The Persistent Challenge of Scale and Flexibility
A mattress factory making a broad product range faces a structural tension: the machinery that produces consistent, high-volume output is most efficient running a single configuration, but the market demands dozens of sizes, firmness options, and construction types. The industry’s answer has been programmable CNC controls that allow rapid pattern and profile changes without mechanical tooling swaps, modular conveyor and handling systems that can be reconfigured between product lines, and a degree of manual assembly at the point where automation becomes impractical. Large, flexible, variable mattress components remain genuinely hard to automate completely, and even the most advanced plants maintain skilled operators at the quilting inspection stage, the tape-edge line, and final quality control.
Conclusion
The mattress is a product whose apparent simplicity conceals a manufacturing process of real technical depth.

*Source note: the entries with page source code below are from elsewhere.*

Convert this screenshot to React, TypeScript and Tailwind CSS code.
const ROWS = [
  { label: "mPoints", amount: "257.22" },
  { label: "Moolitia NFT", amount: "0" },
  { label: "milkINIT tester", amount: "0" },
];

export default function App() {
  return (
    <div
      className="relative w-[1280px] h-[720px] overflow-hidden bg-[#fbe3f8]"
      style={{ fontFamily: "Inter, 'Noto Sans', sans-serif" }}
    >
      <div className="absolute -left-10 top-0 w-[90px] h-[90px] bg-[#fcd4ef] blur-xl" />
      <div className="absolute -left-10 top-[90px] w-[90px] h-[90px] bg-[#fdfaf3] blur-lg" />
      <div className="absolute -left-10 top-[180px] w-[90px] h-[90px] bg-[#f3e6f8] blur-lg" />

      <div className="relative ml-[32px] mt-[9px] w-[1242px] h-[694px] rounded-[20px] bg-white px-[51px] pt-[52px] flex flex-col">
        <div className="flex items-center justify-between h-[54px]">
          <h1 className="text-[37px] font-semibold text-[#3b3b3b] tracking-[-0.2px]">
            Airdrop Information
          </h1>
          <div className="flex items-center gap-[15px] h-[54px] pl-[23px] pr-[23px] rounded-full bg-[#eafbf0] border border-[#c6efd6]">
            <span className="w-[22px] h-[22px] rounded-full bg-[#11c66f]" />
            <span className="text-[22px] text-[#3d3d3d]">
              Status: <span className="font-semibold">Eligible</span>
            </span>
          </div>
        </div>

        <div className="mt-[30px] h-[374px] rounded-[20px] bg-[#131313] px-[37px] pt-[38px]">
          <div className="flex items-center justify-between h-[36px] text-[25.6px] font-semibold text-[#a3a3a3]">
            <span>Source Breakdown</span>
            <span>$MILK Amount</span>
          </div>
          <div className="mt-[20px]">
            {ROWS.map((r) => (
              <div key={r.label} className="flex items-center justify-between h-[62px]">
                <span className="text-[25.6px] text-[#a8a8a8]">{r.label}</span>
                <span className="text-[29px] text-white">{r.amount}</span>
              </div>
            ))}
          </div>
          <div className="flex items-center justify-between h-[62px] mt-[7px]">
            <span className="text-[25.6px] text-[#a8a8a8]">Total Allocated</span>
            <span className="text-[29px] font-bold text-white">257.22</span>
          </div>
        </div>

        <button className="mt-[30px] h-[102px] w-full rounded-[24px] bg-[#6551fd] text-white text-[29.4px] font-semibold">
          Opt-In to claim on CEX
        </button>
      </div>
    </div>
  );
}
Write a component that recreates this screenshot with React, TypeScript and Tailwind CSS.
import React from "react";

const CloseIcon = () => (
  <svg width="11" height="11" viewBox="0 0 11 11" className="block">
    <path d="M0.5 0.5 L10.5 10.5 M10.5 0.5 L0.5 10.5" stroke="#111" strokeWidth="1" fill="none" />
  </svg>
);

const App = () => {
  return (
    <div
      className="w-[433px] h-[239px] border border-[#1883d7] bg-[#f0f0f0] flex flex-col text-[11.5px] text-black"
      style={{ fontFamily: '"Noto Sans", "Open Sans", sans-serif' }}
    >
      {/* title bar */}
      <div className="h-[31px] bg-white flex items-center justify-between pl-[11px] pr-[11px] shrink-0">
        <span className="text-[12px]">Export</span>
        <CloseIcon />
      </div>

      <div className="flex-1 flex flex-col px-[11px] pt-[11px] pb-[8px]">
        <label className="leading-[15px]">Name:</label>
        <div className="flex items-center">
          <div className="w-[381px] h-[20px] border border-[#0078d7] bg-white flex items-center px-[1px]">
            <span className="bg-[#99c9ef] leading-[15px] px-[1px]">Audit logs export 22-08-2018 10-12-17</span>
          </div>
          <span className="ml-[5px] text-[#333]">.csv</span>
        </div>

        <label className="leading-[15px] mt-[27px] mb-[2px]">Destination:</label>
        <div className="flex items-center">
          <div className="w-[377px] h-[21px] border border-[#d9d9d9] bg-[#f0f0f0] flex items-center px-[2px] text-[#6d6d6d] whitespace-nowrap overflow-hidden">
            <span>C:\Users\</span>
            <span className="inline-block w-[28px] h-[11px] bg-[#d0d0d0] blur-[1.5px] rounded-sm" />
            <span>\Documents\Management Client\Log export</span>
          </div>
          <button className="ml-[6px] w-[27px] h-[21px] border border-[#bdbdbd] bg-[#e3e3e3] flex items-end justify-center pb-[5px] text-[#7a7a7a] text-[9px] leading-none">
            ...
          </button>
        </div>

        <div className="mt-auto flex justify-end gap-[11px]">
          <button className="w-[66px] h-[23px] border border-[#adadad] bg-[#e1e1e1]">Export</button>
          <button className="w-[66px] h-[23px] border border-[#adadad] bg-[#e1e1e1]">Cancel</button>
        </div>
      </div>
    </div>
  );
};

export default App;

From the wire-drawing tolerances that determine spring consistency, through the chemistry of foam production, to the sewing machines that give a mattress its surface character and structural integrity, every stage involves engineering solutions to problems that are far from obvious until you examine them closely. The tape-edge stitch that runs around every mattress in your home was put there by a machine designed specifically for that one joint — and the quality of that stitch, invisible once the mattress is in service, determines how long the whole product holds together.